On pourrait dire que ce chien n’a pas eu de chance. Le 7 octobre 2009, au retour d’une promenade, Chalom échappe au contrôle de la dame qui le promène. Il sort de la voiture et court derrière trois petites filles qu’il renverse et griffe par jeu. Rien de grave.
Le 19 mai 2010, au sortir d’une opération et encore endolori, il mord à un bras l’épouse de son propriétaire lorsque celle-ci veut le porter. Le 25 septembre 2010, Chalom réagit en mordant le sous-locataire du propriétaire à un bras lorsque celui-ci le caresse à la tête alors qu’il mange. Pas rancunier, le sous-locataire continue à promener et à soutenir Chalom encore aujourd’hui. Enfin, le 6 juillet 2012, le chien mord cette fois-ci sérieusement une autre sous-locataire alors qu’elle veut lui donner à manger et qu’elle se penche tout près de lui, à hauteur de sa gueule pour le caresser. Elle est hospitalisée, soignée pour des blessures au visage et à un bras, et dépose une plainte.
Entre ces divers incidents ou accidents, le propriétaire a entrepris avec succès des cours pour mieux contrôler son chien et s’est conformé aux mesures ordonnées. Des expertises ont été effectuées par divers spécialistes. Elles ont, grosso modo, toutes abouti à la conclusion que ce chien n’est pas dangereux, qu’il est même sociable et bien brave, mais qu’il ne faut pas le toucher quand il est en train de manger.
Le 10 juillet 2012, le vétérinaire cantonal vaudois a ordonné le séquestre de l’animal, qui est depuis au refuge de la SPA à Sainte-Catherine, où il a un comportement exemplaire. Le 19 juillet 2012, sur la base du rapport d’une vétérinaire qualifiant le chien de dangereux, le vétérinaire cantonal dicte le séquestre définitif et l’euthanasie de Chalom, «l’intégrité physique d’êtres humains et, de façon générale, la sécurité publique l’emportant sur toute autre considération.» Le Département de la sécurité et de l’environnement confirme l’euthanasie le 28 mars 2013.
Une famille veut l’adopter
Le propriétaire, par l’intermédiaire de Me Alix de Courten, avocate à Lausanne, a recouru, estimant notamment, sur la base d’une expertise détaillée du chien par une vétérinaire comportementaliste, que d’autres solutions sont possibles. Par exemple le port d’une muselière ou le replacement chez des personnes aptes à l’accueillir.

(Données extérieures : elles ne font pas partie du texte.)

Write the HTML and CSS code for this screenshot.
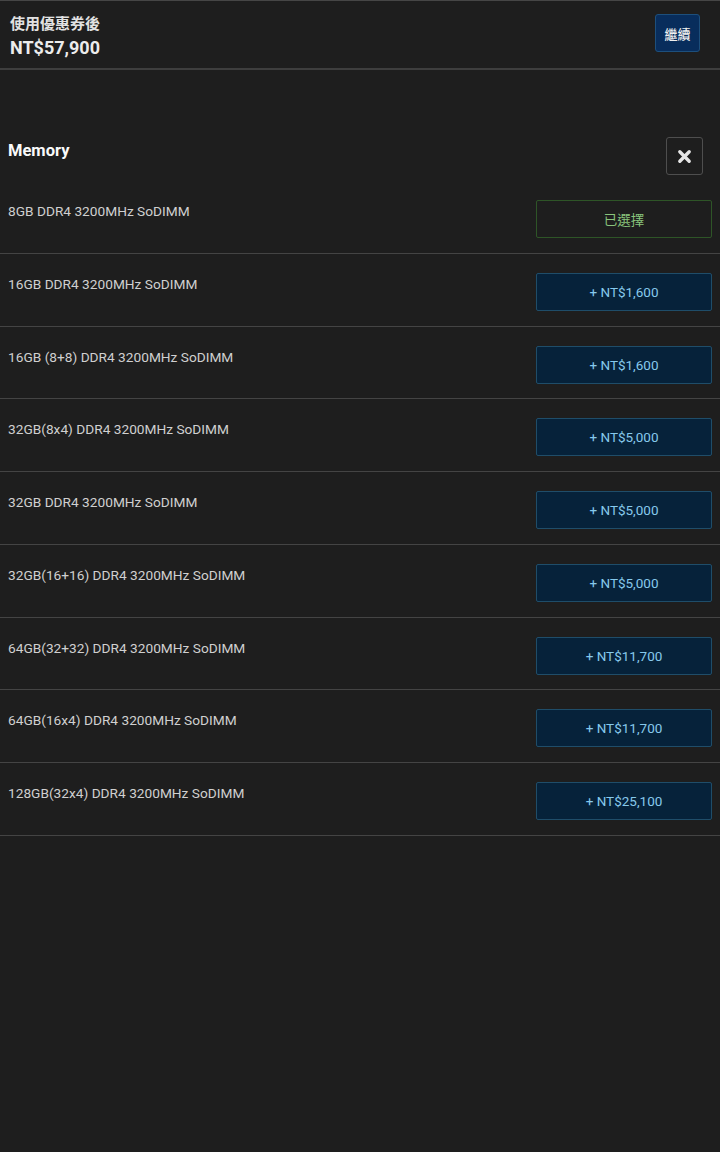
FILE: index.html
```html
<!DOCTYPE html>
<html lang="zh-Hant">
<head>
  <meta charset="UTF-8" />
  <meta name="viewport" content="width=device-width, initial-scale=1" />
  <title>Memory | 選購</title>
  <link rel="stylesheet" href="styles.css">
</head>
<body>

  <!-- Price summary -->
  <div class="summary">
    <div class="summary-text">
      <div class="summary-label">使用優惠券後</div>
      <div class="summary-price">NT$57,900</div>
    </div>
    <button class="continue-btn">繼續</button>
  </div>

  <section class="options">
    <div class="options-head">
      <h2>Memory</h2>
      <button class="close-btn" aria-label="Close">
        <svg viewBox="0 0 16 16" width="15" height="15">
          <path d="M3 3 L13 13 M13 3 L3 13" stroke="#e6e6e6" stroke-width="3.6" stroke-linecap="round" />
        </svg>
      </button>
    </div>

    <div class="option first">
      <span class="option-name">8GB DDR4 3200MHz SoDIMM</span>
      <button class="pick selected">已選擇</button>
    </div>
    <div class="option">
      <span class="option-name">16GB DDR4 3200MHz SoDIMM</span>
      <button class="pick">+ NT$1,600</button>
    </div>
    <div class="option">
      <span class="option-name">16GB (8+8) DDR4 3200MHz SoDIMM</span>
      <button class="pick">+ NT$1,600</button>
    </div>
    <div class="option">
      <span class="option-name">32GB(8x4) DDR4 3200MHz SoDIMM</span>
      <button class="pick">+ NT$5,000</button>
    </div>
    <div class="option">
      <span class="option-name">32GB DDR4 3200MHz SoDIMM</span>
      <button class="pick">+ NT$5,000</button>
    </div>
    <div class="option">
      <span class="option-name">32GB(16+16) DDR4 3200MHz SoDIMM</span>
      <button class="pick">+ NT$5,000</button>
    </div>
    <div class="option">
      <span class="option-name">64GB(32+32) DDR4 3200MHz SoDIMM</span>
      <button class="pick">+ NT$11,700</button>
    </div>
    <div class="option">
      <span class="option-name">64GB(16x4) DDR4 3200MHz SoDIMM</span>
      <button class="pick">+ NT$11,700</button>
    </div>
    <div class="option">
      <span class="option-name">128GB(32x4) DDR4 3200MHz SoDIMM</span>
      <button class="pick">+ NT$25,100</button>
    </div>
  </section>

</body>
</html>
```

FILE: styles.css
```css
/* Base */
body {
  margin: 0;
  background: #1e1e1e;
  color: #d2d2d2;
  font-family: Roboto, "Noto Sans CJK TC", sans-serif;
}

button {
  font-family: inherit;
  cursor: pointer;
}

/* Summary bar */
.summary {
  display: flex;
  justify-content: space-between;
  align-items: flex-start;
  height: 67px;
  box-sizing: content-box;
  padding: 0 20px 0 10px;
  border-top: 1px solid #464646;
  border-bottom: 2px solid #3e3e3e;
}

.summary-text {
  padding-top: 13px;
}

.summary-label {
  font-size: 15px;
  font-weight: 700;
  color: #e2e2e2;
  line-height: 20px;
}

.summary-price {
  margin-top: 3px;
  font-size: 18px;
  font-weight: 700;
  color: #ececec;
  line-height: 22px;
}

.continue-btn {
  margin-top: 13px;
  width: 45px;
  height: 38px;
  padding: 0;
  background: #082d5c;
  border: 1px solid #1d4f7c;
  border-radius: 3px;
  color: #f0f0f0;
  font-size: 13px;
  font-weight: 500;
}

/* Option list */
.options {
  margin-top: 67px;
}

.options-head {
  display: flex;
  justify-content: space-between;
  align-items: flex-start;
  padding: 0 17px 6px 8px;
}

.options-head h2 {
  margin: 3px 0 0;
  font-size: 16.5px;
  font-weight: 700;
  color: #fafafa;
  line-height: 22px;
}

.close-btn {
  width: 37px;
  height: 38px;
  padding: 0;
  display: flex;
  align-items: center;
  justify-content: center;
  background: transparent;
  border: 1px solid #4e4e4e;
  border-radius: 3px;
}

.option {
  display: flex;
  justify-content: space-between;
  align-items: flex-start;
  height: 72.75px;
  padding: 0 8px;
  box-sizing: border-box;
  border-bottom: 1px solid #444;
}

.option-name {
  margin-top: 20px;
  font-size: 13.7px;
  line-height: 20px;
  color: #d0d0d0;
}

.pick {
  margin-top: 19px;
  width: 176px;
  height: 38px;
  padding: 0;
  background: #06223a;
  border: 1px solid #1f4d69;
  border-radius: 2px;
  color: #86c9ec;
  font-size: 13.5px;
}

.pick.selected {
  background: transparent;
  border-color: #2e5527;
  color: #89c47c;
}
```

Et justement: le propriétaire a trouvé une famille pour Chalom, des Zurichois spécialistes de cette race de chiens, heureux de l’adopter et prêts à respecter les mesures qui leur seraient imposées pour garantir la sécurité du public, en particulier l’isolement du chien lorsqu’il mange. Mais la dernière décision tombée est celle de la Cour de droit administratif et public du Tribunal cantonal vaudois. Elle confirme que Chalom doit être euthanasié.
L’avocate du propriétaire – qui est malvoyant à la suite d’un accident – va faire recours au Tribunal fédéral avec les arguments suivants: «Alors même que la loi prévoit des alternatives à l’euthanasie, qui doit rester la solution ultime, et que ces alternatives sont proposées dans ce cas, les autorités choisissent d’euthanasier un chien, contre l’avis de deux spécialistes, en se fondant sur des éléments subjectifs. Soit il n’y a pas d’alternatives à l’euthanasie et le législateur prévoit une loi stricte, soit la justice tient compte de la loi existante et des alternatives concrètes, sans faire un semblant de procès pendant qu’un chien demeure en «détention» depuis deux ans.»
L’avocate espère «que les juges fédéraux appliqueront la loi, ce qui permettra à la vie et à la justice de l’emporter.»